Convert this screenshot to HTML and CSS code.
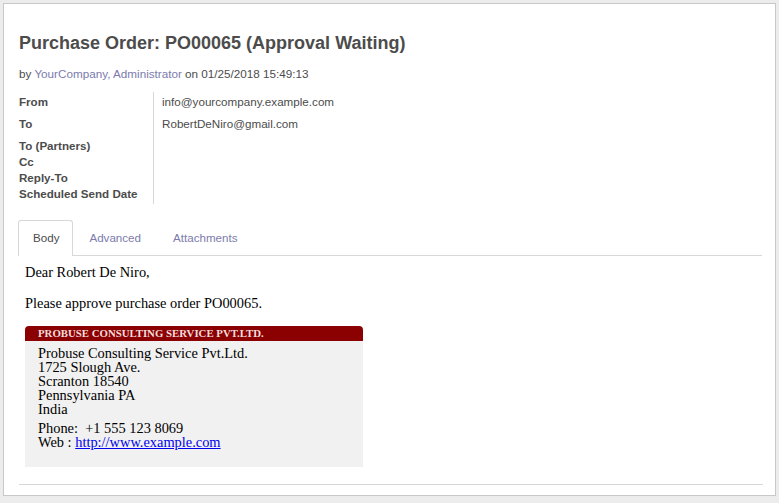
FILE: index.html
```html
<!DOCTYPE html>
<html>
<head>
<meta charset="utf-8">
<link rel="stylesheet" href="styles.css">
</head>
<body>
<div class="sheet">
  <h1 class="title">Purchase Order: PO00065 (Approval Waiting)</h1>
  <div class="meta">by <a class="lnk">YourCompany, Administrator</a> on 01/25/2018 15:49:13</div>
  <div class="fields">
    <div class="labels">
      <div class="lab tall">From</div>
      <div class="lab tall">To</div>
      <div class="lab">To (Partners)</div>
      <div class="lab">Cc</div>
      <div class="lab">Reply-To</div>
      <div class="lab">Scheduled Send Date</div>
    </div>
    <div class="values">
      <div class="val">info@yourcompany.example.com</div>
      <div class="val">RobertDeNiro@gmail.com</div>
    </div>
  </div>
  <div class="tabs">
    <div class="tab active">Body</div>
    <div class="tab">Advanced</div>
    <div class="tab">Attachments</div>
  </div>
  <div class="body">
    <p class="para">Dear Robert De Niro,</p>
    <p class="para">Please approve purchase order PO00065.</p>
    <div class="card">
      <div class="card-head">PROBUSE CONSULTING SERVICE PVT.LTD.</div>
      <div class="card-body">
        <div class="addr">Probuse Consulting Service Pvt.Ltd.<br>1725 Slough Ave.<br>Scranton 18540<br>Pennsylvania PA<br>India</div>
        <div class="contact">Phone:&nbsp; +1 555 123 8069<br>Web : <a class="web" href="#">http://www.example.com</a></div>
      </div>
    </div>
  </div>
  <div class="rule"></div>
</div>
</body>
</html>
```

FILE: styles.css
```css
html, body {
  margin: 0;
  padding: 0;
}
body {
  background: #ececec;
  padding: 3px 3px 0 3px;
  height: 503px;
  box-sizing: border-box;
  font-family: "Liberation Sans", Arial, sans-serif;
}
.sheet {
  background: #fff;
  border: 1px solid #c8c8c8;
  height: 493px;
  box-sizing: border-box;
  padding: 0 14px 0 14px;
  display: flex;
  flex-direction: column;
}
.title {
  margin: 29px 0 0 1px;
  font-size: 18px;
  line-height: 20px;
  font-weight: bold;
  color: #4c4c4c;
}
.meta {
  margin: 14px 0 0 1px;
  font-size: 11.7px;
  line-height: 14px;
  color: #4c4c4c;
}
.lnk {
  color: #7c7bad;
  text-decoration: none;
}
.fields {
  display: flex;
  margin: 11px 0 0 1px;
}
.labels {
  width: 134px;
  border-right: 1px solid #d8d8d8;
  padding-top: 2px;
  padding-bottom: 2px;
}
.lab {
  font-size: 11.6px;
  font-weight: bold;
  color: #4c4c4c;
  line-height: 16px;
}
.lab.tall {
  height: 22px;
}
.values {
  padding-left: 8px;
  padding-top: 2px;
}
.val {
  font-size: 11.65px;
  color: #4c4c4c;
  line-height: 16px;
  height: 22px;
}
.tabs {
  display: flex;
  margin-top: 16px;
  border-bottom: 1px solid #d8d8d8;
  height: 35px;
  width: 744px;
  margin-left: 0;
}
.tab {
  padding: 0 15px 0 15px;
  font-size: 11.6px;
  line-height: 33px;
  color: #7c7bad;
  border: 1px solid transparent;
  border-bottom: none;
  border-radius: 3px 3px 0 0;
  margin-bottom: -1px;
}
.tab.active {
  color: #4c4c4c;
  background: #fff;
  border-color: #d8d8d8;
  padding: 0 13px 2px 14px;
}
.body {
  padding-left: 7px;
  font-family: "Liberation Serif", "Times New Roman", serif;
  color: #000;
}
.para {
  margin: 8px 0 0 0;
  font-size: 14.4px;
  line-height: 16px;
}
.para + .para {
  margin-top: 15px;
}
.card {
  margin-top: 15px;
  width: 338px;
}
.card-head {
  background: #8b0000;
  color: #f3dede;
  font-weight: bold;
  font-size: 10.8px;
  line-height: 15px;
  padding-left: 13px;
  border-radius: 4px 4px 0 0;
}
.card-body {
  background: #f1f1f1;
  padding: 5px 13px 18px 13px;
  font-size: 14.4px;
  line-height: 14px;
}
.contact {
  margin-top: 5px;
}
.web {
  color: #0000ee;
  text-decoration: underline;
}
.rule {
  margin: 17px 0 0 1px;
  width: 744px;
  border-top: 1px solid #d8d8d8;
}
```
* * *
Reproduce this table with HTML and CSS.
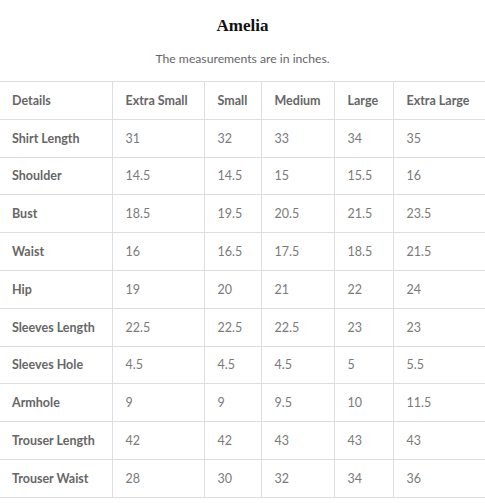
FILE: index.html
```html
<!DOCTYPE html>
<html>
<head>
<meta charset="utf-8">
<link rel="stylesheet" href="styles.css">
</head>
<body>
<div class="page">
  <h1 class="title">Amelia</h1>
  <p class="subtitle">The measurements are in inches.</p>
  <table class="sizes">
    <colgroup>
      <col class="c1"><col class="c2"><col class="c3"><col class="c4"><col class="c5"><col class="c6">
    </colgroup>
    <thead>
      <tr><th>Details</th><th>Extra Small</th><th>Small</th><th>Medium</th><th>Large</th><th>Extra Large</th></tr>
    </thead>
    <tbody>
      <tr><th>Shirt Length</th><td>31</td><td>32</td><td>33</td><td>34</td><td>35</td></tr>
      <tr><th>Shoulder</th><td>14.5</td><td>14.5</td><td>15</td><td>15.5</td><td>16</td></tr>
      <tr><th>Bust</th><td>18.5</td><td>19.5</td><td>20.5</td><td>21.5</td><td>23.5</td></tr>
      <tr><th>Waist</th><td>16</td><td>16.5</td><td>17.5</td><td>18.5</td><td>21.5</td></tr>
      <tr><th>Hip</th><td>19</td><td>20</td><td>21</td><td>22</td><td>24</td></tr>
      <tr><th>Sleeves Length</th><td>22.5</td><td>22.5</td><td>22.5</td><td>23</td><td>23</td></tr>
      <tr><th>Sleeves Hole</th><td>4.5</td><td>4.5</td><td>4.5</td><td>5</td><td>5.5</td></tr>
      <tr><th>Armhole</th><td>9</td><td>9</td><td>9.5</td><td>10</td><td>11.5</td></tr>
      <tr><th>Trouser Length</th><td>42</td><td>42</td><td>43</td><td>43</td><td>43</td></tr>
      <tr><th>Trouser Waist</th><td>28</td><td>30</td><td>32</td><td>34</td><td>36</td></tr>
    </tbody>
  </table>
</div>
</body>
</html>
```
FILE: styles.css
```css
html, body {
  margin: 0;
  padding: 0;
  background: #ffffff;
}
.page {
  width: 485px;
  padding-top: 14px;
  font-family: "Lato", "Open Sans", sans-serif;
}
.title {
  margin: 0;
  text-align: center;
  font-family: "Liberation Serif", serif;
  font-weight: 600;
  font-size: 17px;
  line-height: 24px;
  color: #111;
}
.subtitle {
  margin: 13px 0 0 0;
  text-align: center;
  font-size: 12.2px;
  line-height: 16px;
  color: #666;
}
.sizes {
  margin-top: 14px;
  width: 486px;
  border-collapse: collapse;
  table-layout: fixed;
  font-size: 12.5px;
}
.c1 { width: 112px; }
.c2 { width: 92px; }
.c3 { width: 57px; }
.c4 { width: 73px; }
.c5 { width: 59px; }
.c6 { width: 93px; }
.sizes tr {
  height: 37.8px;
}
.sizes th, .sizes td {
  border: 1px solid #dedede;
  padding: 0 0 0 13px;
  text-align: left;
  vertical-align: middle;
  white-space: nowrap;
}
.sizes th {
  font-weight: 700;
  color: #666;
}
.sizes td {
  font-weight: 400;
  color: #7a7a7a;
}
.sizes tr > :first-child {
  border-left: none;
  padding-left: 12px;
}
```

- [WORK REQUIRED]:
Your task is to list each line of the records with the word "table".

- [RESULT FOR THIS TASK]:
Reproduce this table with HTML and CSS.
  <table class="sizes">
  </table>
  table-layout: fixed;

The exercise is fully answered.